In August 2014, the Veterans Access, Choice, and Accountability Act of 2014 (VACA Act) was signed into federal law (updated in 2016 by Public Law 114-315).  This required the U.S. Department of Veterans Affairs (VA) to disapprove programs of education under the Montgomery GI Bill-Active Duty (MGIB-AD) and Post-9/11 GI Bill education benefit programs (Chapters 30 or 33, respectively, of Title 38, U.S. Code) at public institutions of higher learning if the school charges qualifying nonresident veterans and other qualifying individuals (“covered individuals”) tuition and fees in excess of the in-state rate for resident students for terms beginning after July 1, 2015 therefore, California Community Colleges proceeded to implement  “in-state” rates for “covered individuals” effective for academic terms beginning after July, 1 2015 as required by enacted Education Code section 68075.7 (AB 81, 2015; SB 85, 2017).  For the specific criteria for determining eligibility for “covered individual status” and other VACA Act implementation guidance, please refer to the linked August 4, 2017 Chancellor’s Office VACA Act memorandum.  Please note the VACA Act was further amended in September 2018 by Pub.L. No 115-251, which added a new category of covered individuals.
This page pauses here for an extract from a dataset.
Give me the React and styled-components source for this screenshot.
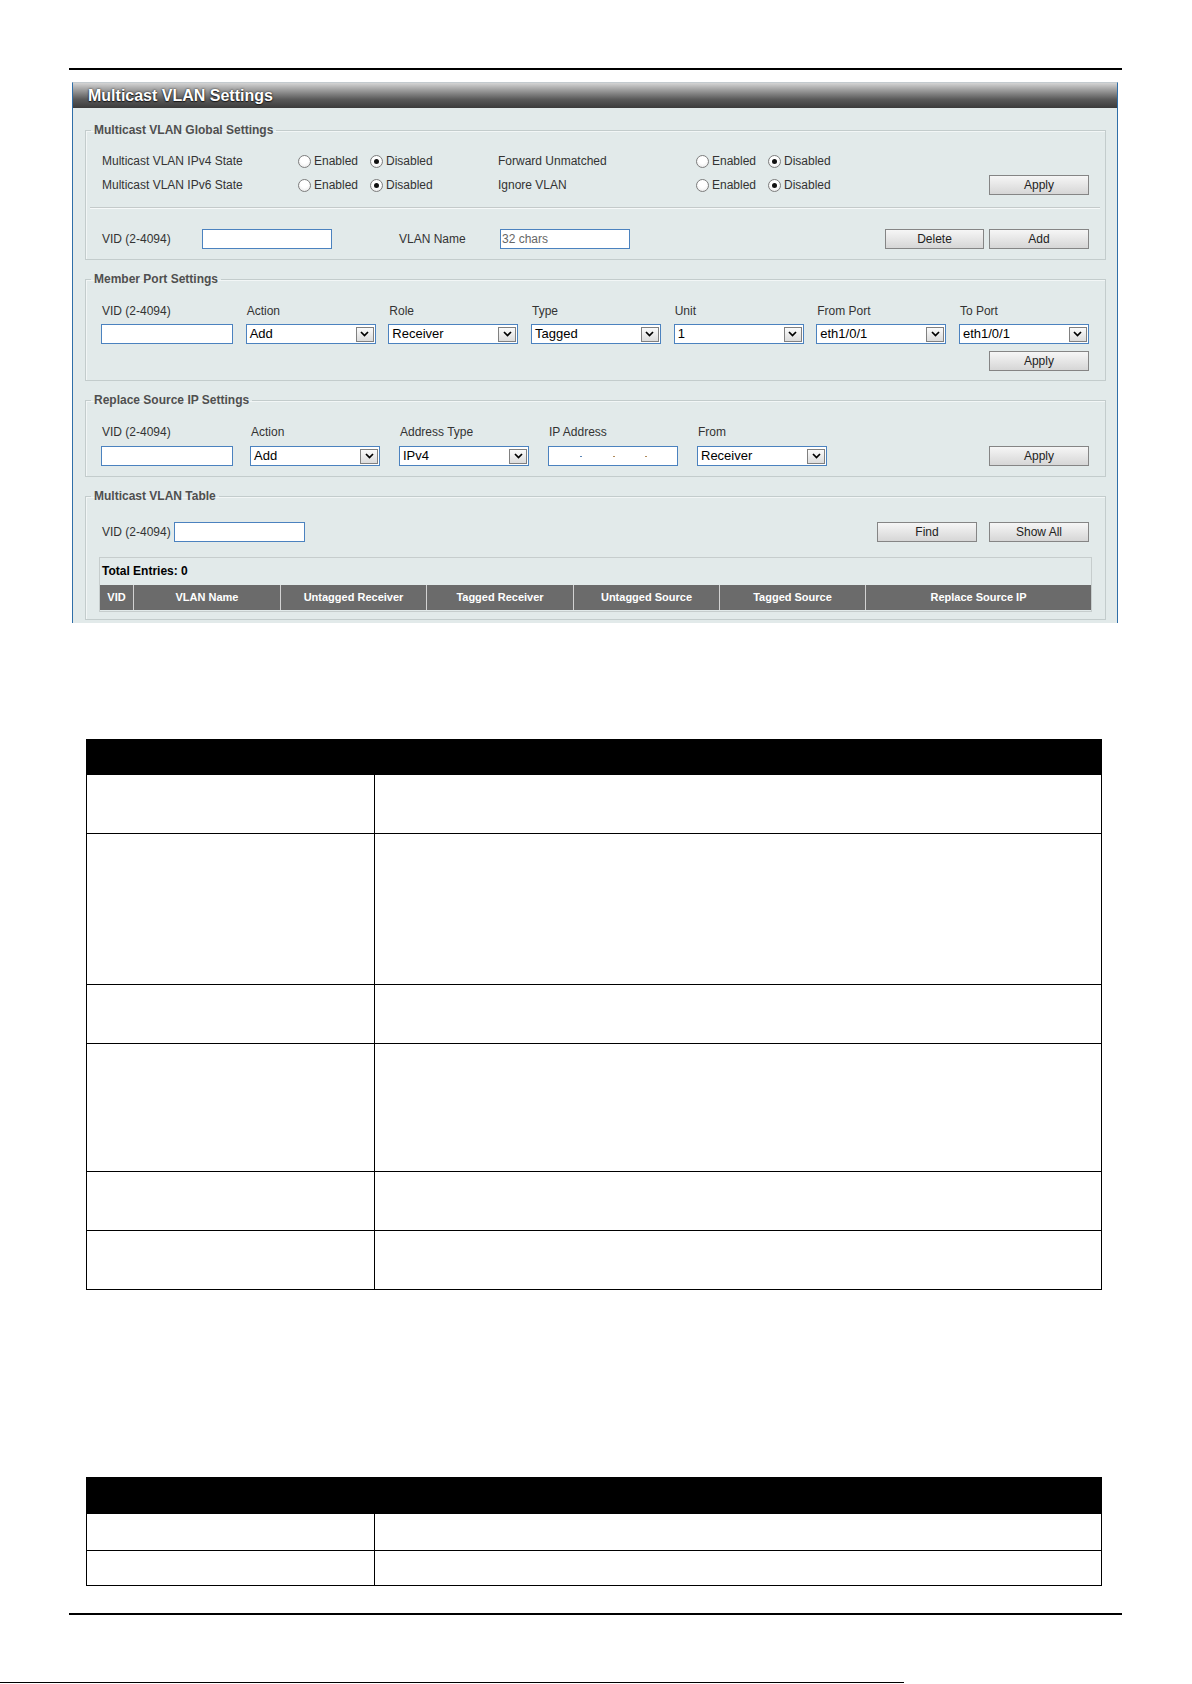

The new category includes individuals eligible for rehabilitation under 38 U.S. Code § 3102 pursuing a course of education with education assistance from the Training and Rehabilitation for Veterans with Service-Connected Disabilities (Chapter 31) education benefits program. The CCCCO is currently working to amend Education Code section 68075.7 to reflect the change in federal law. In the meantime, districts should refer to the federal statute (38 U.S.C. 3679(c)) for the complete list of covered individuals under the VACA Act. The change was effective for courses or terms beginning after March 1, 2019, however, on March 4, 2019, the Department of Veterans Affairs issued a waiver extending the deadline for state compliance to September 30, 2019. Colleges should exempt the new group of covered individuals from nonresident tuition effective immediately, but will not be penalized as long as they are in compliance by September 30, 2019.